▸ **OBJECTIVE**:
Identify the lines that contain the string "page" and report only how many there are.

▸ **SUPPLIED DATA**:
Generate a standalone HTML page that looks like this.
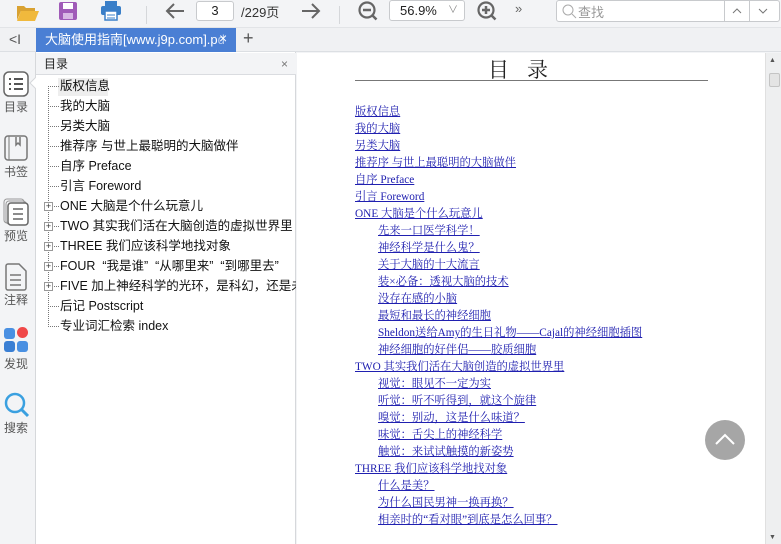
<!DOCTYPE html>
<html><head><meta charset="utf-8"><style>
*{margin:0;padding:0;box-sizing:border-box}
body{width:781px;height:544px;overflow:hidden;background:#f3f4f6;font-family:"Liberation Sans","Noto Sans CJK SC",sans-serif;position:relative;color:#222}
.abs{position:absolute}
.tb{left:0;top:0;width:781px;height:28px;background:#f3f4f6;border-bottom:1px solid #e2e4e7}
.tabbar{left:0;top:28px;width:781px;height:24px;background:#f0f1f3;border-bottom:1px solid #dcdfe3}
.tab{left:36px;top:28px;width:200px;height:24px;background:#4a7fd4;color:#fff;font-size:13px;line-height:24px;padding-left:9px;white-space:nowrap;overflow:hidden}
.rail{left:0;top:52px;width:36px;height:492px;background:#f3f4f6;border-right:1px solid #d6d8db}
.panel{left:36px;top:52px;width:260px;height:492px;background:#fff;border-right:1px solid #d6d8db}
.phead{left:36px;top:53px;width:260px;height:22px;background:#f3f4f6;border-bottom:1px solid #dadce0;font-size:12px;line-height:22px;padding-left:8px}
.oi{position:absolute;left:60px;font-size:12.5px;white-space:nowrap;line-height:16px;color:#111}
.dot{position:absolute;border-top:1px dotted #777;width:9px;left:50px}
.plus{position:absolute;left:44px;width:9px;height:9px;border:1px solid #999;background:#fff;font-size:9px;line-height:7px;text-align:center;color:#333}
.page{left:297px;top:53px;width:468px;height:491px;background:#fff}
.sb{left:765px;top:53px;width:16px;height:491px;background:#eeeff0;border-left:1px solid #e0e0e0}
.l{position:absolute;font-family:"Liberation Serif","Noto Serif CJK SC",serif;font-size:11.3px;color:#2020b0;text-decoration:underline;white-space:nowrap;line-height:14px}
.sep{top:6px;width:1px;height:18px;background:#d5d7da}
</style></head><body>
<div class="abs tb"></div>
<svg class="abs" style="left:16px;top:2px" width="24" height="20" viewBox="0 0 24 20"><path d="M1 4h7l2 2h9v3H5L1 18z" fill="#d9a232"/><path d="M5 9h18l-4 10H1z" fill="#f0b93d"/></svg>
<svg class="abs" style="left:58px;top:1px" width="20" height="20" viewBox="0 0 20 20"><rect x="1" y="1" width="18" height="18" rx="2" fill="#a05bb8"/><rect x="5" y="2" width="10" height="6" fill="#fff"/><rect x="5" y="12" width="10" height="6" fill="#d8b8e4"/></svg>
<svg class="abs" style="left:100px;top:1px" width="22" height="20" viewBox="0 0 22 20"><rect x="5" y="0" width="12" height="5" fill="#3a7fc8"/><rect x="1" y="5" width="20" height="9" rx="2" fill="#3a7fc8"/><rect x="5" y="10" width="12" height="9" fill="#fff" stroke="#3a7fc8" stroke-width="1.5"/><path d="M7 14h8M7 17h8" stroke="#3a7fc8"/></svg>
<div class="abs sep" style="left:146px"></div>
<svg class="abs" style="left:164px;top:2px" width="22" height="18"><path d="M20 9H3M10 2L3 9l7 7" stroke="#666" stroke-width="2" fill="none"/></svg>
<div class="abs" style="left:196px;top:1px;width:38px;height:20px;background:#fff;border:1px solid #c8cacd;border-radius:3px;font-size:13px;text-align:center;line-height:18px">3</div>
<div class="abs" style="left:241px;top:2px;font-size:13px;color:#333">/229页</div>
<svg class="abs" style="left:300px;top:2px" width="22" height="18"><path d="M2 9h17M12 2l7 7-7 7" stroke="#666" stroke-width="2" fill="none"/></svg>
<div class="abs sep" style="left:339px"></div>
<svg class="abs" style="left:357px;top:0" width="22" height="22"><circle cx="10" cy="10" r="7.5" stroke="#666" stroke-width="2.2" fill="none"/><path d="M6 10h8M15.5 15.5l4 4" stroke="#666" stroke-width="2.5"/></svg>
<div class="abs" style="left:389px;top:0;width:76px;height:21px;background:#fff;border:1px solid #c8cacd;border-radius:3px;font-size:13px;line-height:19px;padding-left:10px">56.9%<span style="position:absolute;right:6px;top:0;color:#888;font-size:10px">&#8744;</span></div>
<svg class="abs" style="left:476px;top:0" width="22" height="22"><circle cx="10" cy="10" r="7.5" stroke="#666" stroke-width="2.2" fill="none"/><path d="M6 10h8M10 6v8M15.5 15.5l4 4" stroke="#666" stroke-width="2.5"/></svg>
<div class="abs" style="left:515px;top:1px;font-size:13px;color:#666">»</div>
<div class="abs" style="left:556px;top:0;width:224px;height:22px;background:#fff;border:1px solid #c8cacd;border-radius:3px"></div>
<svg class="abs" style="left:561px;top:3px" width="16" height="16"><circle cx="7" cy="7" r="5" stroke="#aaa" fill="none"/><path d="M11 11l4 4" stroke="#aaa"/></svg>
<div class="abs" style="left:578px;top:2px;font-size:13px;color:#999">查找</div>
<div class="abs" style="left:724px;top:0;width:1px;height:22px;background:#c8cacd"></div>
<div class="abs" style="left:749px;top:0;width:1px;height:22px;background:#c8cacd"></div>
<svg class="abs" style="left:731px;top:6px" width="12" height="10"><path d="M2 7l4-4 4 4" stroke="#777" fill="none"/></svg>
<svg class="abs" style="left:757px;top:6px" width="12" height="10"><path d="M2 3l4 4 4-4" stroke="#777" fill="none"/></svg>

<div class="abs tabbar"></div>
<div class="abs" style="left:9px;top:31px;font-size:14px;color:#555">&lt;I</div>
<div class="abs tab">大脑使用指南[www.j9p.com].p<span style="opacity:.6">d</span></div>
<div class="abs" style="left:219px;top:30px;color:#fff;font-size:14px">×</div>
<div class="abs" style="left:243px;top:28px;font-size:18px;color:#555">+</div>

<div class="abs rail"></div>
<svg class="abs" style="left:3px;top:71px" width="26" height="26"><rect x="1" y="1" width="24" height="24" rx="5" stroke="#666" stroke-width="1.5" fill="#fff"/><path d="M6 8h2M11 8h9M6 13h2M11 13h9M6 18h2M11 18h9" stroke="#555" stroke-width="2"/></svg>
<svg class="abs" style="left:29px;top:76px" width="8" height="14"><path d="M8 0L1 7l7 7" fill="#fff" stroke="#d6d8db"/></svg>
<div class="abs" style="top:98px;left:0;width:32px;text-align:center;font-size:12px;color:#555">目录</div>
<svg class="abs" style="left:4px;top:135px" width="24" height="26"><rect x="1" y="1" width="22" height="24" rx="3" stroke="#777" stroke-width="1.5" fill="none"/><path d="M5 1v24" stroke="#777"/><path d="M12 2v8l2-2 2 2V2" stroke="#777" fill="none" stroke-width="1.5"/></svg>
<div class="abs" style="top:163px;left:0;width:32px;text-align:center;font-size:12px;color:#555">书签</div>
<svg class="abs" style="left:3px;top:198px" width="26" height="28"><rect x="1" y="1" width="20" height="24" rx="3" stroke="#999" fill="none"/><rect x="3" y="3" width="20" height="23" rx="3" stroke="#999" fill="none"/><rect x="5" y="5" width="20" height="22" rx="3" stroke="#666" stroke-width="1.5" fill="#fff"/><path d="M10 11h10M10 16h10M10 21h10" stroke="#666" stroke-width="1.5"/></svg>
<div class="abs" style="top:227px;left:0;width:32px;text-align:center;font-size:12px;color:#555">预览</div>
<svg class="abs" style="left:5px;top:263px" width="22" height="28"><path d="M1 3a2 2 0 0 1 2-2h11l7 7v17a2 2 0 0 1-2 2H3a2 2 0 0 1-2-2z" stroke="#777" stroke-width="1.5" fill="none"/><path d="M5 12h11M5 17h11M5 22h11" stroke="#777" stroke-width="1.5"/></svg>
<div class="abs" style="top:291px;left:0;width:32px;text-align:center;font-size:12px;color:#555">注释</div>
<div class="abs" style="left:4px;top:328px;width:11px;height:11px;border-radius:3px;background:#4a90e2"></div>
<div class="abs" style="left:17px;top:327px;width:11px;height:11px;border-radius:50%;background:#f04848"></div>
<div class="abs" style="left:4px;top:341px;width:11px;height:11px;border-radius:3px;background:#3a7fd4"></div>
<div class="abs" style="left:17px;top:341px;width:11px;height:11px;border-radius:3px;background:#4a90e2"></div>
<div class="abs" style="top:355px;left:0;width:32px;text-align:center;font-size:12px;color:#555">发现</div>
<svg class="abs" style="left:3px;top:392px" width="28" height="28"><circle cx="12" cy="11" r="9" stroke="#3aa0e0" stroke-width="2.5" fill="none"/><path d="M19 18l6 6" stroke="#3aa0e0" stroke-width="3"/></svg>
<div class="abs" style="top:419px;left:0;width:32px;text-align:center;font-size:12px;color:#555">搜索</div>

<div class="abs panel"></div>
<div class="abs phead">目录<span style="position:absolute;right:8px;color:#777">×</span></div>
<div class="abs" style="left:48px;top:86px;height:241px;border-left:1px dotted #777"></div>
<div class="abs" style="left:58px;top:78px;width:50px;height:18px;background:#eee"></div>
<div style="position:absolute;left:0;top:0">
<div class="dot" style="top:86px"></div><div class="oi" style="top:78px">版权信息</div>
<div class="dot" style="top:106px"></div><div class="oi" style="top:98px">我的大脑</div>
<div class="dot" style="top:126px"></div><div class="oi" style="top:118px">另类大脑</div>
<div class="dot" style="top:146px"></div><div class="oi" style="top:138px">推荐序 与世上最聪明的大脑做伴</div>
<div class="dot" style="top:166px"></div><div class="oi" style="top:158px">自序 Preface</div>
<div class="dot" style="top:186px"></div><div class="oi" style="top:178px">引言 Foreword</div>
<div class="dot" style="top:206px"></div><div class="plus" style="top:202px">+</div><div class="oi" style="top:198px">ONE 大脑是个什么玩意儿</div>
<div class="dot" style="top:226px"></div><div class="plus" style="top:222px">+</div><div class="oi" style="top:218px">TWO 其实我们活在大脑创造的虚拟世界里</div>
<div class="dot" style="top:246px"></div><div class="plus" style="top:242px">+</div><div class="oi" style="top:238px">THREE 我们应该科学地找对象</div>
<div class="dot" style="top:266px"></div><div class="plus" style="top:262px">+</div><div class="oi" style="top:258px;width:236px;overflow:hidden">FOUR &nbsp;“我是谁” &nbsp;“从哪里来” &nbsp;“到哪里去”</div>
<div class="dot" style="top:286px"></div><div class="plus" style="top:282px">+</div><div class="oi" style="top:278px;width:236px;overflow:hidden">FIVE 加上神经科学的光环，是科幻，还是未来</div>
<div class="dot" style="top:306px"></div><div class="oi" style="top:298px">后记 Postscript</div>
<div class="dot" style="top:326px"></div><div class="oi" style="top:318px">专业词汇检索 index</div>
</div>

<div class="abs page"></div>
<div class="abs" style="left:488px;top:54px;font-family:'Noto Serif CJK SC',serif;font-size:21px;color:#222;letter-spacing:18px">目录</div>
<div class="abs" style="left:355px;top:80px;width:353px;height:1px;background:#777"></div>
<div class="l" style="left:355px;top:105px">版权信息</div>
<div class="l" style="left:355px;top:122px">我的大脑</div>
<div class="l" style="left:355px;top:139px">另类大脑</div>
<div class="l" style="left:355px;top:156px">推荐序 与世上最聪明的大脑做伴</div>
<div class="l" style="left:355px;top:173px">自序 Preface</div>
<div class="l" style="left:355px;top:190px">引言 Foreword</div>
<div class="l" style="left:355px;top:207px">ONE 大脑是个什么玩意儿</div>
<div class="l" style="left:378px;top:224px">先来一口医学科学！</div>
<div class="l" style="left:378px;top:241px">神经科学是什么鬼？</div>
<div class="l" style="left:378px;top:258px">关于大脑的十大流言</div>
<div class="l" style="left:378px;top:275px">装×必备：透视大脑的技术</div>
<div class="l" style="left:378px;top:292px">没存在感的小脑</div>
<div class="l" style="left:378px;top:309px">最短和最长的神经细胞</div>
<div class="l" style="left:378px;top:326px">Sheldon送给Amy的生日礼物——Cajal的神经细胞插图</div>
<div class="l" style="left:378px;top:343px">神经细胞的好伴侣——胶质细胞</div>
<div class="l" style="left:355px;top:360px">TWO 其实我们活在大脑创造的虚拟世界里</div>
<div class="l" style="left:378px;top:377px">视觉：眼见不一定为实</div>
<div class="l" style="left:378px;top:394px">听觉：听不听得到，就这个旋律</div>
<div class="l" style="left:378px;top:411px">嗅觉：别动，这是什么味道？</div>
<div class="l" style="left:378px;top:428px">味觉：舌尖上的神经科学</div>
<div class="l" style="left:378px;top:445px">触觉：来试试触摸的新姿势</div>
<div class="l" style="left:355px;top:462px">THREE 我们应该科学地找对象</div>
<div class="l" style="left:378px;top:479px">什么是美？</div>
<div class="l" style="left:378px;top:496px">为什么国民男神一换再换？</div>
<div class="l" style="left:378px;top:513px">相亲时的“看对眼”到底是怎么回事？</div>

<div class="abs" style="left:705px;top:420px;width:40px;height:40px;border-radius:50%;background:#a6a6a6"></div>
<svg class="abs" style="left:713px;top:430px" width="24" height="20"><path d="M3 14l9-9 9 9" stroke="#fff" stroke-width="2" fill="none"/></svg>

<div class="abs sb"></div>
<div class="abs" style="left:769px;top:57px;font-size:7px;color:#555">▲</div>
<div class="abs" style="left:769px;top:73px;width:11px;height:14px;background:#e4e4e4;border:1px solid #c4c4c4;border-radius:2px"></div>
<div class="abs" style="left:769px;top:534px;font-size:7px;color:#555">▼</div>
</body></html>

▸ **EXPECTED OUTPUT**:
3